Nesta passagem, bem firmes e de pé estão outros dois estandartes da sua trégua, o sacrifício e o prazer. É que «gostar de estar vivo dói.» É sempre esta dor, este ferimento agudo, a dicotomia luminosíssima do seu gume, e é por isso que a sua literatura é de rapina. Implacável, carnívora, ágil, certeira. «Por devoção ao ovo, eu o esqueci. (…) Se o ovo for impossível. Então – livre, delicado, sem mensagem alguma para mim – talvez uma vez ainda ele se locomova do espaço até esta janela que desde sempre deixei aberta.» Aberta e ao mesmo tempo recurvada, côncava como a superfície maliciosa e estranha de um búzio negro, assim é a aura de todas as suas narrativas.
Este é sem dúvida um conto sinuoso, a começar pelo título, mas ao ovo, à galinha, junta-se a narradora na primeira pessoa do singular e o “eles”. Há, portanto, quatro intervenientes directos a participar neste conto, sendo que apenas um dos intervenientes nos surge num plural em marcha, uma marcha tumultuosa e ameaçadora (p.253) «Ou é isso mesmo que eles querem que me aconteça, exatamente para que o ovo se cumpra? É liberdade ou estou sendo mandada?»
Melancólica, dengosa, acurada, enigmática. A Clarice, quando lhe perguntavam de onde vinha o Lispector, ela respondia que vinha do latim, como se o latim fosse uma língua que em vez de morta simplesmente não pertencesse já a este mundo. Do latim, a mulher com a flor de lis no peito.

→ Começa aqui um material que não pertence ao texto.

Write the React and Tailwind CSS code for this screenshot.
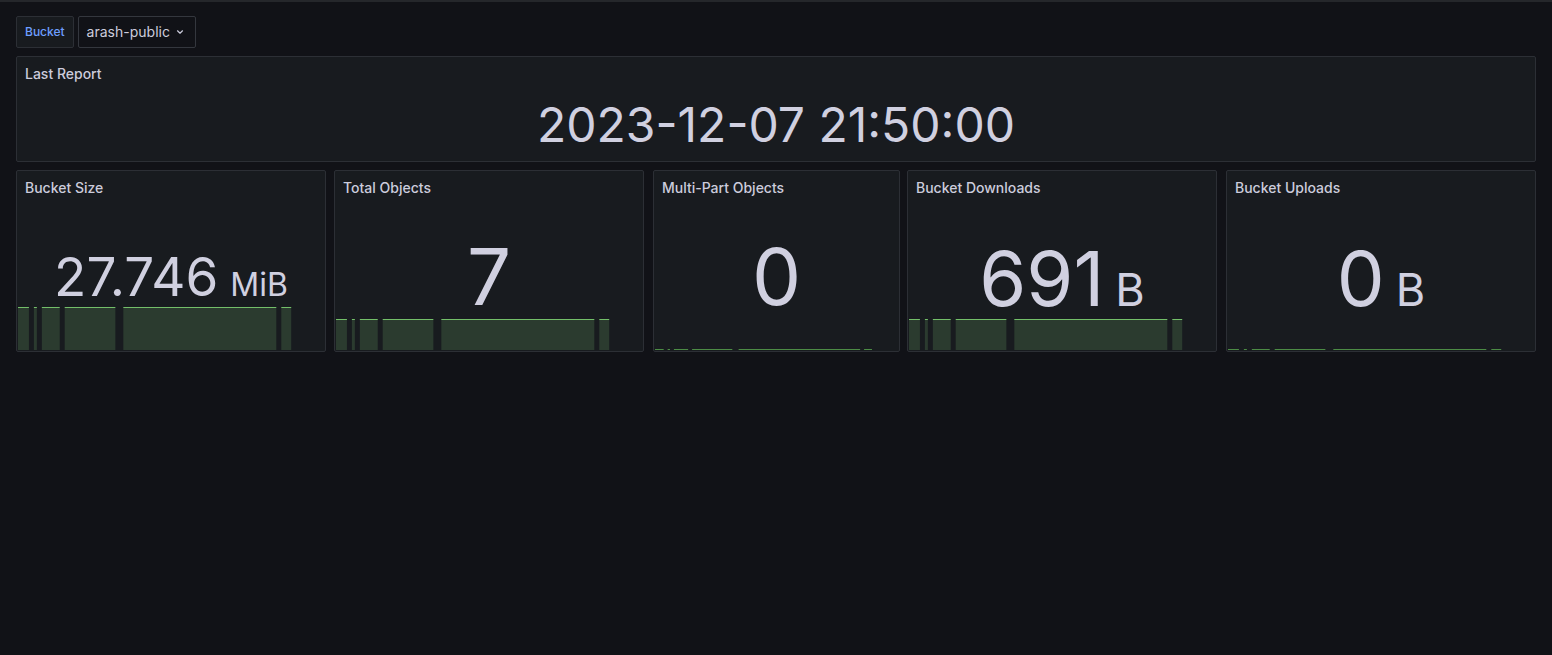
import React from 'react';

// segment spans on a 308px wide sparkline (scaled for narrower panels)
const SEGS = [
  [0, 11],
  [16, 19],
  [24, 42],
  [47, 98],
  [106, 260],
  [265, 275],
];

const Sparkline = ({ top }) => {
  const flat = top >= 42;
  return (
    <svg
      className="absolute left-px bottom-px w-[calc(100%-2px)] h-[43px]"
      viewBox="0 0 308 43"
      preserveAspectRatio="none"
    >
      {SEGS.map(([a, b], i) => (
        <g key={i}>
          {!flat && <rect x={a} y={top + 1} width={b - a} height={43 - top - 1} fill="#2b3b2f" />}
          <rect x={a} y={flat ? 42 : top} width={b - a} height="1" fill={flat ? '#4c8c45' : '#73bf69'} />
        </g>
      ))}
    </svg>
  );
};

const StatPanel = ({ title, value, unit, size, unitSize, unitGap, offset, chartTop, className }) => (
  <div className={`relative h-[182px] shrink-0 border border-[#2c2f35] bg-[#181b1f] rounded-[2px] ${className}`}>
    <Sparkline top={chartTop} />
    <div className="relative h-8 pt-[2px] px-2 flex items-center text-sm font-medium text-[#ccccdc]">{title}</div>
    <div
      className="relative text-center leading-none text-[#d0d0e0] whitespace-nowrap"
      style={{ fontSize: size, marginTop: offset }}
    >
      <span>{value}</span>
      {unit && (
        <span style={{ fontSize: unitSize, marginLeft: unitGap }}>
          {unit}
        </span>
      )}
    </div>
  </div>
);

const App = () => {
  return (
    <div
      className="min-h-[655px] bg-[#111217] border-t-2 border-[#25272b] px-4 pt-[14px]"
      style={{ fontFamily: 'Inter, "Noto Sans", sans-serif' }}
    >
      {/* Variables */}
      <div className="flex items-center h-8">
        <div className="h-8 px-2 flex items-center border border-[#2c2f35] bg-[#181b1f] rounded-[2px] text-xs font-medium text-[#6e9fff]">
          Bucket
        </div>
        <div className="ml-1 h-8 w-[118px] pl-[8px] flex items-center border border-[#34373e] bg-[#111217] rounded-[2px] text-sm text-[#ccccdc]">
          arash-public
          <svg className="ml-[6px]" width="8" height="6" viewBox="0 0 8 6" fill="none">
            <path d="M1.5 1.8 L4 4.2 L6.5 1.8" stroke="#ccccdc" strokeWidth="1.2" strokeLinecap="round" strokeLinejoin="round" />
          </svg>
        </div>
      </div>

      {/* Last report */}
      <div className="mt-2 h-[106px] border border-[#2c2f35] bg-[#181b1f] rounded-[2px]">
        <div className="h-8 pt-[2px] px-2 flex items-center text-sm font-medium text-[#ccccdc]">Last Report</div>
        <div className="mt-[12px] text-center text-[48px] leading-none text-[#d0d0e0]">2023-12-07 21:50:00</div>
      </div>

      {/* Stats */}
      <div className="mt-2 flex">
        <StatPanel title="Bucket Size" value="27.746" unit="MiB" size={53} unitSize={32} unitGap={12} offset={48} chartTop={0} className="w-[310px]" />
        <StatPanel title="Total Objects" value="7" size={78} offset={35} chartTop={12} className="w-[310px] ml-2" />
        <StatPanel title="Multi-Part Objects" value="0" size={78} offset={35} chartTop={42} className="w-[247px] ml-[9px]" />
        <StatPanel title="Bucket Downloads" value="691" unit="B" size={76} unitSize={45} unitGap={11} offset={37} chartTop={12} className="w-[310px] ml-[7px]" />
        <StatPanel title="Bucket Uploads" value="0" unit="B" size={76} unitSize={45} unitGap={11} offset={37} chartTop={42} className="w-[310px] ml-[9px]" />
      </div>
    </div>
  );
};

export default App;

O Cinema Trindade para assinalar esta data tem em cartaz apenas hoje, o filme de Suzana Amaral A Hora Da Estrela. Este belíssimo filme ganhou o Urso de prata de melhor realizador e melhor atriz (Marcelia Cartaxo) no Festival de Berlim em 1986.
Ainda nessa celebre entrevista que Clarice deu no Panorama, ela falou deste romance, que tal como a entrevista, seria o último que publicaria. «Era uma moça tão pobre, que só comia cachorro quente. A história não é só isso não. A história é de uma inocência pisada, de uma miséria anonima.»
O cenário é o Rio de Janeiro, mas a personagem principal, Macaeba, uma dactilógrafa de dezanove anos é nordestina, de Alagoas. Mal sabe escrever, desconhece um montão de palavras, escreve Brasil com minúscula e z. Não é bonita, nem atraente. É uma virgem que gosta de cachorros quentes e coca-cola. Uma rapariga que não conhece ainda o cheiro de nenhum homem. Divide o quarto miserável com mais três raparigas miseráveis, até que um dia vai a uma cartomante e a sua vida muda vertiginosamente. Merece destaque esta cartomante, interpretada pela fabulosa atriz Fernanda Montenegro.
Ainda a propósito deste romance, Clarice confessou: «Eu morei em Recife, eu morei no Nordeste, eu me criei no Nordeste. (…) Um dia no Rio eu fui no campo de São Cristóvão e peguei o ar meio perdido do nordestino no Rio de Janeiro. Daí começou a nascer a ideia.» Depois disso Clarice contou que tinha ido a uma cartomante que só lhe disse coisas boas, mas no fim quando apanhou um táxi achou que talvez tivesse piada ser atropelada, talvez como pretexto para ver contrariado o seu próprio destino. «E daí começou a nascer a trama da história.»
Maravilhosa história. Maravilhosa Clarice.